__SOURCE EXCERPT__:
━━━

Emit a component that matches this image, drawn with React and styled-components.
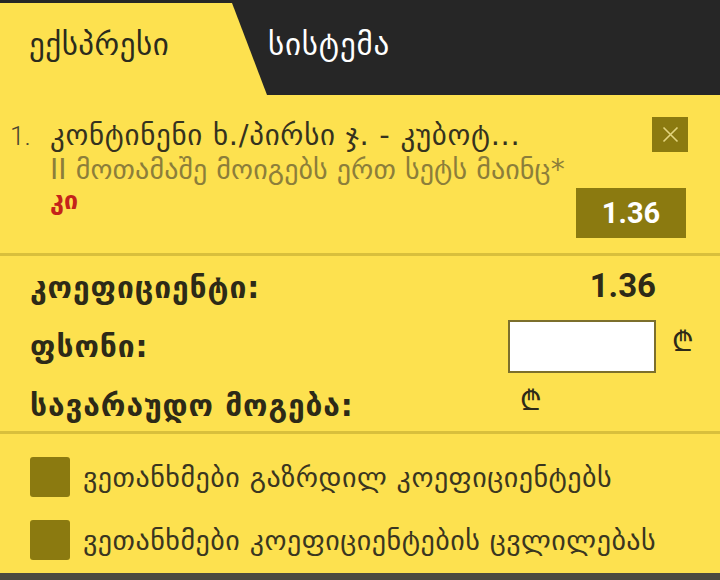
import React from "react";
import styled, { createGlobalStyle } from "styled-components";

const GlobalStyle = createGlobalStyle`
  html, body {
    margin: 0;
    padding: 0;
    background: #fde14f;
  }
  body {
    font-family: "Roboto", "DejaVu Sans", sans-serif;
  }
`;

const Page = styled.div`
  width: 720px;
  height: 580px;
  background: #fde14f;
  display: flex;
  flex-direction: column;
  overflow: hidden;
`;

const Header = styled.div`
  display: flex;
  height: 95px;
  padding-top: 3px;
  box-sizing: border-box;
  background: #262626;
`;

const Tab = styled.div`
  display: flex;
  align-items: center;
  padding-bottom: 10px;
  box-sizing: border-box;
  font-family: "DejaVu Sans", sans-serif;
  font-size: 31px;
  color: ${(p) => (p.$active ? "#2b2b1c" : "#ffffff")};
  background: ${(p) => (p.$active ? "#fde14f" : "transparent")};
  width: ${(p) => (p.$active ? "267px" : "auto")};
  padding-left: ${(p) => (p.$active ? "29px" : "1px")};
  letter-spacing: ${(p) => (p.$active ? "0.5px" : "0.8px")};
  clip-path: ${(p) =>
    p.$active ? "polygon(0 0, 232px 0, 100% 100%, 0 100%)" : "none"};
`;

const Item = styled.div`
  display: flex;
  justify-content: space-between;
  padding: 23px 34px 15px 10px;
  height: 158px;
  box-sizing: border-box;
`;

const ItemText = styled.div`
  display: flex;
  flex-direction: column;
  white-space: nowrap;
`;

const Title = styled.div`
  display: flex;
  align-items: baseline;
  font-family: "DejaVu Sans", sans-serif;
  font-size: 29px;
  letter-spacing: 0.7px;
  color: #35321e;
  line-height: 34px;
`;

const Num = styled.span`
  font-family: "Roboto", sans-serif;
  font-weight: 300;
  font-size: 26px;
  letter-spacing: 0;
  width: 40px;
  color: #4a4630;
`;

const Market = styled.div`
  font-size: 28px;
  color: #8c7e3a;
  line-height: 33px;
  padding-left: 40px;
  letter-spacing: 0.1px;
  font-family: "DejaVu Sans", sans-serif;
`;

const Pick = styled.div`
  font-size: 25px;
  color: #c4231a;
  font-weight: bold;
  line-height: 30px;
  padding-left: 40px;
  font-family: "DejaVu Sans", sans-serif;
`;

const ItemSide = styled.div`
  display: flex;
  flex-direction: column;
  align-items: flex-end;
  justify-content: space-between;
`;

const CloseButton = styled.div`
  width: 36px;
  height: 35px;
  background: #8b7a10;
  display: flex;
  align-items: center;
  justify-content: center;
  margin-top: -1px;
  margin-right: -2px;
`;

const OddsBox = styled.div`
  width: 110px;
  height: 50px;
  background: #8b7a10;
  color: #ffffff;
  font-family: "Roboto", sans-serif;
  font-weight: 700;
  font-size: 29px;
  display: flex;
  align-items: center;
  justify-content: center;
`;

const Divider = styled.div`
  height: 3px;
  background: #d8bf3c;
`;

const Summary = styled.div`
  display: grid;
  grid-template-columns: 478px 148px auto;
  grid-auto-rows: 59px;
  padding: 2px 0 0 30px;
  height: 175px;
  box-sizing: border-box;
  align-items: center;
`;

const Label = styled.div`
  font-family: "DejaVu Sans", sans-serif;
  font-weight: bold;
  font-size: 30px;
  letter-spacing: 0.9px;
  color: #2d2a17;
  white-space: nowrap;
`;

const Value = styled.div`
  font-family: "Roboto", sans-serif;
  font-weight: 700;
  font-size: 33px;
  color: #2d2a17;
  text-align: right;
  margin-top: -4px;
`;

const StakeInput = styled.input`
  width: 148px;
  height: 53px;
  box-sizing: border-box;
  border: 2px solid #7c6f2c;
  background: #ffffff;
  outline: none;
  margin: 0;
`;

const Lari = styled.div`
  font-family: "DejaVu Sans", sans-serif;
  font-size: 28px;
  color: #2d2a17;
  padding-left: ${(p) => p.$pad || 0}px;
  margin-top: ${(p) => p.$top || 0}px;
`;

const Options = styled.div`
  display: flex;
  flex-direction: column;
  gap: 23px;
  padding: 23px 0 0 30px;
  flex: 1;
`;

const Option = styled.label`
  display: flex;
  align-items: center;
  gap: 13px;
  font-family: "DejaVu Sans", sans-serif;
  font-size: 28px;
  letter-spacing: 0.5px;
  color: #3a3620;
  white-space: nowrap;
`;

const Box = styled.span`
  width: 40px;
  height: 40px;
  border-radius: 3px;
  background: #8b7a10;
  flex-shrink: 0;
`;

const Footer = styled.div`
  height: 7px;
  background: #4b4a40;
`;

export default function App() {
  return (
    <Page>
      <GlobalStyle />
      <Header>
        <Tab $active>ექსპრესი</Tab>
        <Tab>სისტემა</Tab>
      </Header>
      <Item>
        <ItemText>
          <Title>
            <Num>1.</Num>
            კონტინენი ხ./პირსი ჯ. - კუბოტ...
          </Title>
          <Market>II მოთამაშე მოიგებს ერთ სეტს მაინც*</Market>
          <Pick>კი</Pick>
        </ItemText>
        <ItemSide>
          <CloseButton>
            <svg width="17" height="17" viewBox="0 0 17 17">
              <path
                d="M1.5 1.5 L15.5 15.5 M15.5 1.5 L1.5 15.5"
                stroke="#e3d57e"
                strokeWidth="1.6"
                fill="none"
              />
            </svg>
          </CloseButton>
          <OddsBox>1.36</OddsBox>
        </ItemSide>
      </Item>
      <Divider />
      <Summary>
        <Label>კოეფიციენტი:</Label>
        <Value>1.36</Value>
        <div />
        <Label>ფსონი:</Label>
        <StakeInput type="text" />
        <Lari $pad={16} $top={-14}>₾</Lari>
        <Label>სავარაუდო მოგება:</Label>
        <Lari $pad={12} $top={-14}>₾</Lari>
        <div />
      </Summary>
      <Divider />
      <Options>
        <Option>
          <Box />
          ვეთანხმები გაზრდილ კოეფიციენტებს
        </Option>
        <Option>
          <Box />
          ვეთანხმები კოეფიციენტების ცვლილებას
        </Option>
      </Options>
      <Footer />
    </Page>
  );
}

━━━

__EXERCISE AIM__:
Copy the data character for character, but drop all pictures from the copy.

__SOLUTION FOR THIS PROBLEM__:
Emit a component that matches this image, drawn with React and styled-components.
import React from "react";
import styled, { createGlobalStyle } from "styled-components";

const GlobalStyle = createGlobalStyle`
  html, body {
    margin: 0;
    padding: 0;
    background: #fde14f;
  }
  body {
    font-family: "Roboto", "DejaVu Sans", sans-serif;
  }
`;

const Page = styled.div`
  width: 720px;
  height: 580px;
  background: #fde14f;
  display: flex;
  flex-direction: column;
  overflow: hidden;
`;

const Header = styled.div`
  display: flex;
  height: 95px;
  padding-top: 3px;
  box-sizing: border-box;
  background: #262626;
`;

const Tab = styled.div`
  display: flex;
  align-items: center;
  padding-bottom: 10px;
  box-sizing: border-box;
  font-family: "DejaVu Sans", sans-serif;
  font-size: 31px;
  color: ${(p) => (p.$active ? "#2b2b1c" : "#ffffff")};
  background: ${(p) => (p.$active ? "#fde14f" : "transparent")};
  width: ${(p) => (p.$active ? "267px" : "auto")};
  padding-left: ${(p) => (p.$active ? "29px" : "1px")};
  letter-spacing: ${(p) => (p.$active ? "0.5px" : "0.8px")};
  clip-path: ${(p) =>
    p.$active ? "polygon(0 0, 232px 0, 100% 100%, 0 100%)" : "none"};
`;

const Item = styled.div`
  display: flex;
  justify-content: space-between;
  padding: 23px 34px 15px 10px;
  height: 158px;
  box-sizing: border-box;
`;

const ItemText = styled.div`
  display: flex;
  flex-direction: column;
  white-space: nowrap;
`;

const Title = styled.div`
  display: flex;
  align-items: baseline;
  font-family: "DejaVu Sans", sans-serif;
  font-size: 29px;
  letter-spacing: 0.7px;
  color: #35321e;
  line-height: 34px;
`;

const Num = styled.span`
  font-family: "Roboto", sans-serif;
  font-weight: 300;
  font-size: 26px;
  letter-spacing: 0;
  width: 40px;
  color: #4a4630;
`;

const Market = styled.div`
  font-size: 28px;
  color: #8c7e3a;
  line-height: 33px;
  padding-left: 40px;
  letter-spacing: 0.1px;
  font-family: "DejaVu Sans", sans-serif;
`;

const Pick = styled.div`
  font-size: 25px;
  color: #c4231a;
  font-weight: bold;
  line-height: 30px;
  padding-left: 40px;
  font-family: "DejaVu Sans", sans-serif;
`;

const ItemSide = styled.div`
  display: flex;
  flex-direction: column;
  align-items: flex-end;
  justify-content: space-between;
`;

const CloseButton = styled.div`
  width: 36px;
  height: 35px;
  background: #8b7a10;
  display: flex;
  align-items: center;
  justify-content: center;
  margin-top: -1px;
  margin-right: -2px;
`;

const OddsBox = styled.div`
  width: 110px;
  height: 50px;
  background: #8b7a10;
  color: #ffffff;
  font-family: "Roboto", sans-serif;
  font-weight: 700;
  font-size: 29px;
  display: flex;
  align-items: center;
  justify-content: center;
`;

const Divider = styled.div`
  height: 3px;
  background: #d8bf3c;
`;

const Summary = styled.div`
  display: grid;
  grid-template-columns: 478px 148px auto;
  grid-auto-rows: 59px;
  padding: 2px 0 0 30px;
  height: 175px;
  box-sizing: border-box;
  align-items: center;
`;

const Label = styled.div`
  font-family: "DejaVu Sans", sans-serif;
  font-weight: bold;
  font-size: 30px;
  letter-spacing: 0.9px;
  color: #2d2a17;
  white-space: nowrap;
`;

const Value = styled.div`
  font-family: "Roboto", sans-serif;
  font-weight: 700;
  font-size: 33px;
  color: #2d2a17;
  text-align: right;
  margin-top: -4px;
`;

const StakeInput = styled.input`
  width: 148px;
  height: 53px;
  box-sizing: border-box;
  border: 2px solid #7c6f2c;
  background: #ffffff;
  outline: none;
  margin: 0;
`;

const Lari = styled.div`
  font-family: "DejaVu Sans", sans-serif;
  font-size: 28px;
  color: #2d2a17;
  padding-left: ${(p) => p.$pad || 0}px;
  margin-top: ${(p) => p.$top || 0}px;
`;

const Options = styled.div`
  display: flex;
  flex-direction: column;
  gap: 23px;
  padding: 23px 0 0 30px;
  flex: 1;
`;

const Option = styled.label`
  display: flex;
  align-items: center;
  gap: 13px;
  font-family: "DejaVu Sans", sans-serif;
  font-size: 28px;
  letter-spacing: 0.5px;
  color: #3a3620;
  white-space: nowrap;
`;

const Box = styled.span`
  width: 40px;
  height: 40px;
  border-radius: 3px;
  background: #8b7a10;
  flex-shrink: 0;
`;

const Footer = styled.div`
  height: 7px;
  background: #4b4a40;
`;

export default function App() {
  return (
    <Page>
      <GlobalStyle />
      <Header>
        <Tab $active>ექსპრესი</Tab>
        <Tab>სისტემა</Tab>
      </Header>
      <Item>
        <ItemText>
          <Title>
            <Num>1.</Num>
            კონტინენი ხ./პირსი ჯ. - კუბოტ...
          </Title>
          <Market>II მოთამაშე მოიგებს ერთ სეტს მაინც*</Market>
          <Pick>კი</Pick>
        </ItemText>
        <ItemSide>
          <CloseButton>
            <svg width="17" height="17" viewBox="0 0 17 17">
              <path
                d="M1.5 1.5 L15.5 15.5 M15.5 1.5 L1.5 15.5"
                stroke="#e3d57e"
                strokeWidth="1.6"
                fill="none"
              />
            </svg>
          </CloseButton>
          <OddsBox>1.36</OddsBox>
        </ItemSide>
      </Item>
      <Divider />
      <Summary>
        <Label>კოეფიციენტი:</Label>
        <Value>1.36</Value>
        <div />
        <Label>ფსონი:</Label>
        <StakeInput type="text" />
        <Lari $pad={16} $top={-14}>₾</Lari>
        <Label>სავარაუდო მოგება:</Label>
        <Lari $pad={12} $top={-14}>₾</Lari>
        <div />
      </Summary>
      <Divider />
      <Options>
        <Option>
          <Box />
          ვეთანხმები გაზრდილ კოეფიციენტებს
        </Option>
        <Option>
          <Box />
          ვეთანხმები კოეფიციენტების ცვლილებას
        </Option>
      </Options>
      <Footer />
    </Page>
  );
}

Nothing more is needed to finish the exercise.